YES. 3 more avenues to
save on Income Tax…
1.
Till
this financial year, even the nominal interest that you and I earned on our
savings bank accounts (@ 4 %) was subject to tax. Going forward, Interest
earned on deposits in Savings Account with Banks, Co-operative Societies and Post
Offices shall not be taxed up till a maximum limit of Rs. 10,000 per annum. This
deduction is available under a new section Sec 80TTA.
However,
the above deduction until Rs. 10,000 is applicable to Individuals & HUFs
only and not to Firms, associations and companies and the deduction is
available for Interest earned on Savings accounts only and not applicable for
Interest earned on Fixed Deposits. (that’s why Debt Mutual Funds give better
income post-tax then Bank FD’s; read my article “The Rich Man’s Bank Accounts” http://niravpanchmatia.blogspot.in/2011/03/rich-mans-bank-accounts.html
)
2.
One
more, more options for tax-free bonds would be available next financial year. Further
clarification awaited.
3.
One
more to go. Yes, one extra Investment avenue has been added but not much
clarity on it available yet. Even the Govt of India and the Finance Minister
wants you to Invest in the Stock Markets. This in order to boost investment in
the equity markets, FM has introduced Rajiv Gandhi Equity Savings scheme. The
scheme allows for Income Tax (I-T) deduction of 50 percent to new retail
investors, who invest up to Rs 50,000 directly in equities and whose annual
income is below Rs 10 lakh. The scheme will have a lock-in period of three
years. The details of the scheme will be announced in due course.
4.
No
Income tax return to be filed for Salary Income below Rs. 500,000; not a deduction but a relief to newly salaried guy...
5.
What about
changes in Indirect Tax laws or rates?
Yes, after good news
comes some bad news. While the FM has given us some avenues to save Income Tax,
he has given us a double whammy by increasing tax rates on Excise as well as
Service tax rates that do not impact us directly but go on to increase prices
of goods and services that we consume and therefore pinched our pocket.
a.
Standard Rates of
Excise duty
(a tax on manufacture of goods that is passed on to you and me and applicable to
most manufactured items) raised to 12%
from 10% earlier.
b.
Service tax rates also
increased from 10% to 12%.
c.
More
important, and this is the double whammy; while currently Service tax is applicable
on selected items and most items were excluded from Service tax; going forward
Service Tax would be applicable on most items barring 17 major categories of items
that would be specified under the negative list…
d.
Import duty increased @4%
on GOLD…so
Gold prices likely to go up…
e.
Excise
duty increased on big cars; therefore they will become costlier
What?
Have you still not had enough? You want more bad news then Google Budget
Highlights and you can read the Summaries provided by other people.
6.
Any major
legislative (tax laws) changes that I need to worry about? For example people were talking
about Income Tax Act 1961 being abolished and replaced with DTC (Direct Tax
Code).
That
is the biggest disappointment from BUDGET 2012. All the hype that FM will finally
deliver and bring in the necessary reform by introducing the Direct Tax Code
(DTC) by replacing the Income Tax Act 1961 and the Goods & Services Tax
(GST) by consolidating various Indirect taxes was a mere hype. The FM , sadly,
failed to deliver miserably on this front. Major Reforms?

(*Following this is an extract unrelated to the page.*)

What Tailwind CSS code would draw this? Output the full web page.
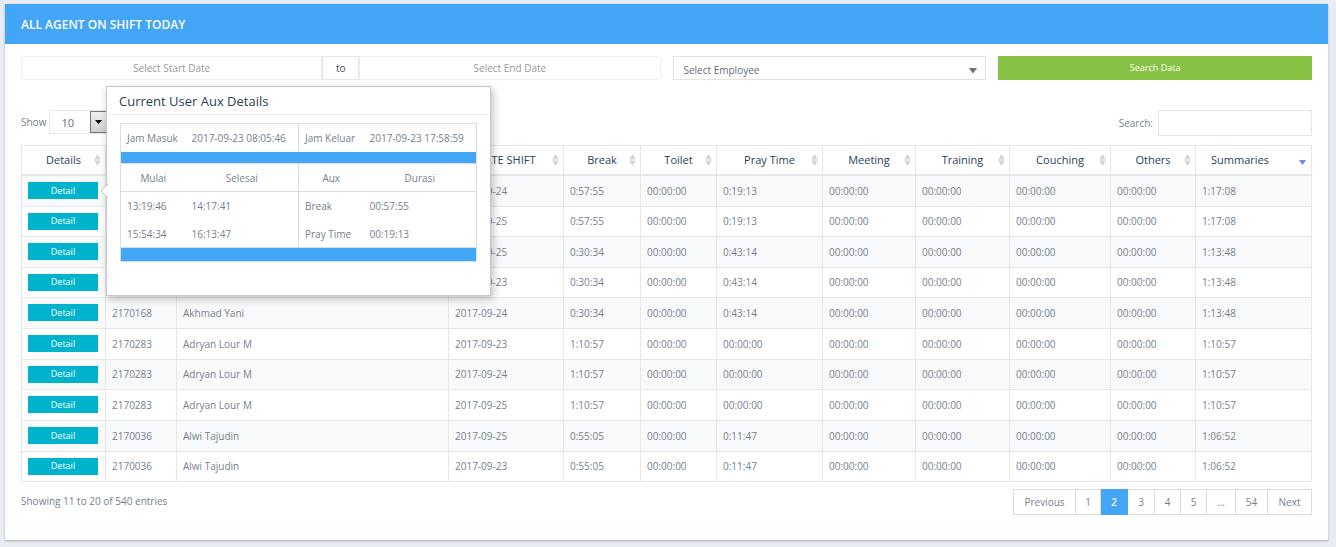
<!DOCTYPE html>
<html lang="id">
<head>
<meta charset="utf-8">
<title>All Agent On Shift Today</title>
<script src="https://cdn.jsdelivr.net/npm/@tailwindcss/browser@4"></script>
</head>
<body class="min-h-screen bg-[#e9edf3] pt-1 pr-2 pb-1 pl-[5px] font-['Open_Sans',sans-serif] text-[10px] leading-4 text-[#75808f]">
<main class="bg-white pb-[25px] shadow-[0_1px_2px_rgba(0,0,0,0.3)]">
  <header class="flex h-10 items-center bg-[#42a5f5] px-4">
    <h1 class="pt-px text-xs font-semibold text-white">ALL AGENT ON SHIFT TODAY</h1>
  </header>

  <div class="px-4 pt-3">
    <form class="grid grid-cols-4 gap-3">
      <div class="col-span-2 flex h-6">
        <input type="text" aria-label="Start date" placeholder="Select Start Date" class="min-w-0 flex-1 rounded-l-sm border border-[#eeeeef] text-center placeholder:text-[#999]">
        <span class="flex w-[37px] items-center justify-center border border-[#e1e5ec] text-[#3f4f66]">to</span>
        <input type="text" aria-label="End date" placeholder="Select End Date" class="min-w-0 flex-1 rounded-r-sm border border-[#eeeeef] text-center placeholder:text-[#999]">
      </div>
      <div class="relative h-6">
        <select aria-label="Employee" class="h-full w-full appearance-none border border-[#dfe2e8] px-2.5 pt-1 text-[#5f6b7c]">
          <option>Select Employee</option>
        </select>
        <svg class="pointer-events-none absolute top-3 right-[9px] h-[5px] w-2" viewBox="0 0 8 5" fill="#66727f"><path d="M0 0h8L4.500 5h-1z"/></svg>
      </div>
      <button type="button" class="h-6 bg-[#88c244] text-[9px] text-white">Search Data</button>
    </form>

    <div class="mt-[30px] flex items-start justify-between">
      <div class="flex items-center gap-[3px]">
        <label for="length">Show</label>
        <div class="relative h-6 w-[58px]">
          <select id="length" class="h-full w-full appearance-none border border-[#e5e6e8] pt-0.5 pl-[11px] text-[11px] text-[#666f7d]"><option>10</option></select>
          <span class="pointer-events-none absolute top-px right-0 flex h-[22px] w-[17px] items-center justify-center border border-[#777] bg-linear-to-b from-[#f0f0f0] to-[#cfcfcf]">
            <svg class="h-1 w-[7px]" viewBox="0 0 7 4"><path d="M0 0h7L3.500 4z"/></svg>
          </span>
        </div>
      </div>
      <div class="flex items-center gap-[5px]">
        <label for="search">Search:</label>
        <input id="search" type="search" class="h-[26px] w-[154px] border border-[#e5e6e8] px-2">
      </div>
    </div>

    <table class="mt-[9px] w-full table-fixed border-collapse border border-[#e7e7e7]">
      <colgroup>
        <col class="w-[84px]"><col class="w-[71px]"><col><col class="w-[115px]"><col class="w-[77px]"><col class="w-[76px]"><col class="w-[106px]"><col class="w-[93px]"><col class="w-[94px]"><col class="w-[101px]"><col class="w-[85px]"><col class="w-[116px]">
      </colgroup>
      <thead><tr id="head" class="h-[29px] border-b-2 border-[#e7e7e7] text-[#2b4158]"></tr></thead>
      <tbody id="rows"></tbody>
    </table>

    <div class="mt-[7px] flex items-start justify-between">
      <p class="pt-1">Showing 11 to 20 of 540 entries</p>
      <nav aria-label="Pages" class="flex h-[26px] border-l border-[#ddd] *:flex *:items-center *:justify-center *:border *:border-l-0 *:border-[#ddd]">
        <a href="#" class="w-[62px]">Previous</a>
        <a href="#" class="w-[25px]">1</a>
        <a href="#" aria-current="page" class="w-[27px] border-[#42a5f5]! bg-[#42a5f5] font-semibold text-white">2</a>
        <a href="#" class="w-[27px]">3</a>
        <a href="#" class="w-[26px]">4</a>
        <a href="#" class="w-[26px]">5</a>
        <span class="w-[29px]">...</span>
        <a href="#" class="w-8">54</a>
        <a href="#" class="w-11">Next</a>
      </nav>
    </div>
  </div>
</main>

<template id="popover">
  <div role="dialog" aria-label="Current User Aux Details" class="absolute -top-24 left-full z-10 ml-2 h-[210px] w-[385px] border border-[#c8c8c8] bg-white shadow-[2px_3px_8px_rgba(0,0,0,0.25)]">
    <svg class="absolute top-[97px] -left-[7px] h-[14px] w-2" viewBox="0 0 8 14"><path d="M8 0L1 7l7 7" fill="#fff" stroke="#c4c4c4"/></svg>
    <h2 class="mx-px border-b border-[#ececec] px-[11px] pt-[6px] pb-[5px] text-[13px] leading-4 text-[#2b4158]">Current User Aux Details</h2>
    <table class="mt-2 ml-[13px] w-[357px] table-fixed border-collapse border border-[#ddd] text-left">
      <colgroup><col class="w-[65px]"><col><col class="w-[65px]"><col class="w-[113px]"></colgroup>
      <tbody>
        <tr class="h-7"><td class="px-1.5">Jam Masuk</td><td class="px-1.5">2017-09-23 08:05:46</td><td class="border-l border-[#ddd] px-1.5">Jam Keluar</td><td class="px-1.5">2017-09-23 17:58:59</td></tr>
        <tr class="h-3"><td colspan="4" class="bg-[#42a5f5]"></td></tr>
        <tr class="h-7 border-y border-[#ddd] text-center"><td>Mulai</td><td>Selesai</td><td class="border-l border-[#ddd]">Aux</td><td>Durasi</td></tr>
        <tr class="h-7"><td class="px-1.5">13:19:46</td><td class="px-1.5">14:17:41</td><td class="border-l border-[#ddd] px-1.5">Break</td><td class="px-1.5">00:57:55</td></tr>
        <tr class="h-7"><td class="px-1.5">15:54:34</td><td class="px-1.5">16:13:47</td><td class="border-l border-[#ddd] px-1.5">Pray Time</td><td class="px-1.5">00:19:13</td></tr>
        <tr class="h-[14px] border-t border-[#ddd]"><td colspan="4" class="bg-[#42a5f5]"></td></tr>
      </tbody>
    </table>
  </div>
</template>

<script>
  const heads = ['Details', 'User ID', 'Name', 'DATE SHIFT', 'Break', 'Toilet', 'Pray Time', 'Meeting', 'Training', 'Couching', 'Others', 'Summaries'];
  const both = '<svg class="absolute right-1 top-2 h-3 w-[7px]" viewBox="0 0 7 12" fill="#d6d6d6"><path d="M3.500 0L7 5.500H0zM3.500 12L0 6.500h7z"/></svg>';
  const down = '<svg class="absolute right-[5px] top-[14px] h-[5px] w-[7px]" viewBox="0 0 7 5" fill="#7b84dd"><path d="M0 0h7L3.500 5z"/></svg>';
  document.getElementById('head').innerHTML = heads.map((h, i) => {
    const last = i === heads.length - 1;
    return `<th class="border-r border-[#e7e7e7] p-0 font-normal"><button type="button" class="relative block h-7 w-full text-[11px] ${last ? 'pr-[27px]' : ''}">${h}${last ? down : both}</button></th>`;
  }).join('');

  const z = '00:00:00';
  const data = [
    ['2170168', 'Akhmad Yani', '2017-09-24', '0:57:55', '0:19:13', '1:17:08'],
    ['2170168', 'Akhmad Yani', '2017-09-25', '0:57:55', '0:19:13', '1:17:08'],
    ['2170168', 'Akhmad Yani', '2017-09-25', '0:30:34', '0:43:14', '1:13:48'],
    ['2170168', 'Akhmad Yani', '2017-09-23', '0:30:34', '0:43:14', '1:13:48'],
    ['2170168', 'Akhmad Yani', '2017-09-24', '0:30:34', '0:43:14', '1:13:48'],
    ['2170283', 'Adryan Lour M', '2017-09-23', '1:10:57', z, '1:10:57'],
    ['2170283', 'Adryan Lour M', '2017-09-24', '1:10:57', z, '1:10:57'],
    ['2170283', 'Adryan Lour M', '2017-09-25', '1:10:57', z, '1:10:57'],
    ['2170036', 'Alwi Tajudin', '2017-09-25', '0:55:05', '0:11:47', '1:06:52'],
    ['2170036', 'Alwi Tajudin', '2017-09-23', '0:55:05', '0:11:47', '1:06:52']
  ];
  document.getElementById('rows').innerHTML = data.map(([id, name, date, brk, pray, sum], i) => {
    const cells = [id, name, date, brk, z, pray, z, z, z, z, sum];
    const height = i === 1 || i === 3 || i === 6 || i === 9 ? 'h-[30px]' : 'h-[31px]';
    return `<tr class="${height} border-b border-[#e7e7e7] odd:bg-[#f8f9fb]">
      <td class="border-r border-[#e7e7e7] px-1.5 py-0"><div class="relative flex w-[70px]"><button type="button" class="h-[17px] w-full bg-[#00b3cc] text-[9px] text-white">Detail</button></div></td>
      ${cells.map(c => `<td class="border-r border-[#e7e7e7] px-1.5 py-0">${c}</td>`).join('')}</tr>`;
  }).join('');
  document.querySelector('#rows td div').append(document.getElementById('popover').content.cloneNode(true));
</script>
</body>
</html>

There are no reforms in this budget…
To conclude, our beloved Finance Minister today opened his
Budget Speech with this remark,
“I must be cruel to be kind”
Well, what do I say! Our FM is a MAN of his word…He is a thorough gentleman..
Whatever
benefits he has given to the common man under Income Tax, he has taken away
under Indirect taxes by increasing Service Tax and excise duty rates and so on.

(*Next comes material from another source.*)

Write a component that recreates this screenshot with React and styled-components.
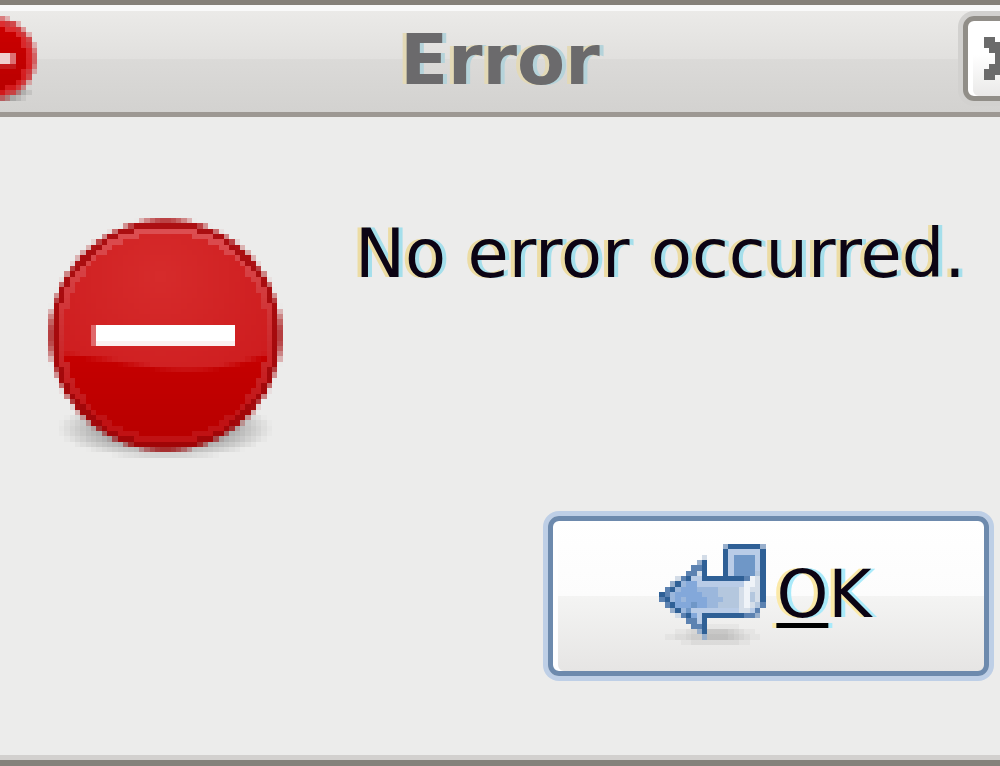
import React from "react";
import styled, { createGlobalStyle } from "styled-components";

const GlobalStyle = createGlobalStyle`
  * {
    box-sizing: border-box;
  }

  body {
    margin: 0;
    background: #ececeb;
    font-family: "DejaVu Sans", sans-serif;
  }
`;

const Dialog = styled.main`
  display: flex;
  flex-direction: column;
  min-height: 100vh;
  overflow: hidden;
  background: #ececeb;
  border-top: 5px solid #858079;
  border-bottom: 6px solid #84827b;
`;

const TitleBar = styled.header`
  display: grid;
  grid-template-columns: 85px 1fr 85px;
  align-items: start;
  height: 112px;
  margin: 0 -48px;
  padding-top: 11px;
  background: linear-gradient(
    #f9f9f9 6px,
    #ebeae8 6px,
    #e1e0de 54px,
    #dbdad8 54px,
    #d3d2d0 100%
  );
  border-bottom: 5px solid #9d9893;
`;

const Title = styled.h1`
  margin: 0;
  padding-top: 4px;
  color: #6b6a6c;
  font-size: 70px;
  font-weight: 700;
  line-height: 80px;
  text-align: center;
  text-shadow: -4px 0 #e3d9b6, 4px 0 #b5d3da;
`;

const CloseButton = styled.button`
  display: flex;
  align-items: center;
  justify-content: center;
  width: 85px;
  height: 85px;
  padding: 0;
  background: linear-gradient(#fff 45%, #eae9e8);
  border: 5px solid #918e88;
  border-radius: 11px;
  box-shadow: 0 0 0 5px #d2d1cf, inset 5px 0 #fff;
`;

const Body = styled.section`
  display: flex;
  flex: 1;
  gap: 72px;
  align-items: flex-start;
  padding: 97px 24px 52px 48px;
`;

const Message = styled.p`
  margin: 0;
  color: #0c0414;
  font-size: 67px;
  line-height: 80px;
  text-shadow: -4px 0 #ecdca3, 4px 0 #a5dfeb;
`;

const Actions = styled.footer`
  display: flex;
  justify-content: flex-end;
  padding: 0 11px 79px;
  border-bottom: 5px solid #d2d0ce;
`;

const Button = styled.button`
  display: flex;
  align-items: center;
  justify-content: center;
  gap: 10px;
  width: 441px;
  height: 160px;
  padding: 0 6px 3px 0;
  color: #0c0414;
  font-family: inherit;
  font-size: 66px;
  line-height: 80px;
  text-shadow: -4px 0 #fbe9a8, 4px 0 #a9eafa;
  background: linear-gradient(#fff, #fcfcfc 50%, #f4f4f3 50%, #e6e5e4);
  border: 5px solid #6d8aad;
  border-radius: 11px;
  box-shadow: 0 0 0 5px #becfe6, inset 5px 0 #fff;
`;

const Mnemonic = styled.span`
  text-decoration: underline #000 5px;
  text-decoration-skip-ink: none;
  text-underline-offset: 6px;
`;

const Pixels = styled.svg`
  display: block;
  flex: none;
  margin-top: ${props => props.$top || 0}px;
`;

const mix = (from, to, amount) => {
  const t = Math.min(1, Math.max(0, amount));
  return from.map((value, i) => Math.round(value + (to[i] - value) * t));
};

// Lower edge of the glossy half, in cells. It dips right of the middle.
const glossEdge = x => {
  const t = Math.min(1, Math.max(0, (x - 3) / 38));
  return 25.7 + 2.8 * Math.sin(Math.PI * t ** 1.4);
};

const largeFace = (x, y, edge) => {
  const glow = Math.hypot(x - 21, y - 11) / 24;
  const gloss = mix([214, 43, 43], [206, 29, 31], glow);
  const base = mix([197, 0, 0], [182, 0, 0], (y - 26) / 18);
  const fill = mix(gloss, base, y + 0.5 - glossEdge(x));
  if (edge < 1.5) return mix([172, 15, 18], [160, 5, 7], y / 44);
  if (edge < 2.7) return mix([222, 82, 85], [192, 18, 20], y / 38);
  return fill;
};

const smallFace = (x, y, edge) => {
  if (edge < 1.2) return [207, 58, 61];
  if (edge < 2.2) return mix([222, 50, 52], [208, 22, 24], y / 16);
  return mix([207, 0, 0], [182, 0, 0], y / 16);
};

const discCells = (size, face) => {
  const cells = [];
  const r = size / 2;
  const rows = size + Math.round(size / 22);
  for (let y = 0; y < rows; y += 1) {
    for (let x = 0; x < size; x += 1) {
      const px = x + 0.5;
      const py = y + 0.5;
      const edge = r - Math.hypot(px - r, py - r);
      const shade = Math.hypot(
        (px - r) / (r * 0.92),
        (py - r * 1.8) / (r * 0.26)
      );
      if (shade < 1) {
        cells.push([x, y, "#000", Math.min(0.36, (1 - shade) * 0.7)]);
      }
      if (edge > -0.2) {
        cells.push([
          x,
          y,
          `rgb(${face(px, py, edge).join(",")})`,
          Math.min(1, (edge + 0.2) / 0.9)
        ]);
      }
    }
  }
  return cells;
};

const renderCell = ([x, y, fill, opacity]) => (
  <rect
    key={`${x}-${y}-${fill}`}
    x={x}
    y={y}
    width="1"
    height="1"
    fill={fill}
    fillOpacity={opacity}
  />
);

const largeDisc = discCells(44, largeFace);
const smallDisc = discCells(16, smallFace);

const ErrorIcon = () => (
  <Pixels
    $top={4}
    width="235"
    height="245"
    viewBox="0 0 44 46"
    shapeRendering="crispEdges"
    role="img"
    aria-label="Error"
  >
    {largeDisc.map(renderCell)}
    <rect x="8" y="20" width="1" height="4" fill="#e0686b" />
    <rect x="9" y="20" width="26" height="4" fill="#fff" />
    <rect x="9" y="23" width="26" height="1" fill="#fbefef" />
  </Pixels>
);

const TitleIcon = () => (
  <Pixels
    width="85"
    height="90"
    viewBox="0 0 16 17"
    shapeRendering="crispEdges"
    aria-hidden="true"
  >
    {smallDisc.map(renderCell)}
    <rect x="4" y="7" width="7" height="2" fill="#efcfcf" />
    <rect x="11" y="7" width="1" height="2" fill="#dc7072" />
    <rect x="4" y="9" width="8" height="1" fill="#c41a1c" />
  </Pixels>
);

const CloseIcon = () => (
  <svg
    width="43"
    height="43"
    viewBox="0 0 8 8"
    shapeRendering="crispEdges"
    aria-hidden="true"
  >
    <path
      fill="#6b6b6b"
      d="M0 0h2v1h1v1h2v-1h1v-1h2v2h-1v1h-1v2h1v1h1v2h-2v-1h-1v-1h-2v1h-1v1h-2v-2h1v-1h1v-2h-1v-1h-1z"
    />
  </svg>
);

const arrowPalette = {
  D: "#2f6096",
  M: "#5c82b1",
  m: "#98afcc",
  F: "#d3dce7",
  L: "#b9cce7",
  B: "#83a8da",
  b: "#9bb7dc",
  c: "#b4c7de",
  S: "#6f97c7",
  l: "#d5dee9",
  w: "#eff3f8"
};

const arrowRows = [
  "............mDDDDDDm",
  "............DLLLLLLD",
  "........F...DLSSSSLD",
  ".......mD...DLSSSSLD",
  "......MMD...DLSSSSLD",
  ".....MMlD...DLSSSScD",
  "...FMDLLDDDDDDDDMwlD",
  "..mDbBBLLLLLLLLLwwlD",
  ".MDbBBBbbbbcccclwllD",
  "DMbBBBBBbbbcccclwclD",
  "MDbBbBBBBbbbccclwclD",
  ".MDBBBSBBbbcccclwlcM",
  "..mDbSLLLLLLLLLllLM.",
  "...FMDBLDDDDDDDDMMm.",
  ".....MMLD...........",
  "......MMD...........",
  ".......mD...........",
  "........m..........."
];

const ArrowIcon = () => (
  <svg
    width="107"
    height="101"
    viewBox="0 0 20 19"
    shapeRendering="crispEdges"
    aria-hidden="true"
  >
    <g fill="#000" fillOpacity="0.03">
      <rect x="6" y="15" width="9" height="1" />
      <rect x="3" y="16" width="15" height="1" />
      <rect x="1" y="17" width="18" height="1" />
      <rect x="4" y="18" width="13" height="1" />
      <rect x="3" y="17" width="14" height="1" />
      <rect x="5" y="16" width="11" height="2" />
      <rect x="6" y="16" width="9" height="3" />
      <rect x="8" y="16" width="6" height="2" />
      <rect x="9" y="16" width="4" height="2" />
    </g>
    {arrowRows.map((row, y) =>
      row
        .split("")
        .map((key, x) =>
          arrowPalette[key] ? renderCell([x, y, arrowPalette[key], 1]) : null
        )
    )}
  </svg>
);

const App = () => (
  <>
    <GlobalStyle />
    <Dialog>
      <TitleBar>
        <TitleIcon />
        <Title>Error</Title>
        <CloseButton type="button" aria-label="Close">
          <CloseIcon />
        </CloseButton>
      </TitleBar>
      <Body>
        <ErrorIcon />
        <Message>No error occurred.</Message>
      </Body>
      <Actions>
        <Button type="button">
          <ArrowIcon />
          <span>
            <Mnemonic>O</Mnemonic>K
          </span>
        </Button>
      </Actions>
    </Dialog>
  </>
);

export default App;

But to be fair to our honourable FM, he is currently walking a tight rope after
what happened in the Railway Budget. I just hope that all the major reforms
that he has postponed like bringing in the DTC and GST, he brings sometimes
during the next financial year. If not, join me in praying for this govt.
One Question: What do you do if the FM does not deliver a Budget to your expectations?
ANS.: You tighten your own family budget!!!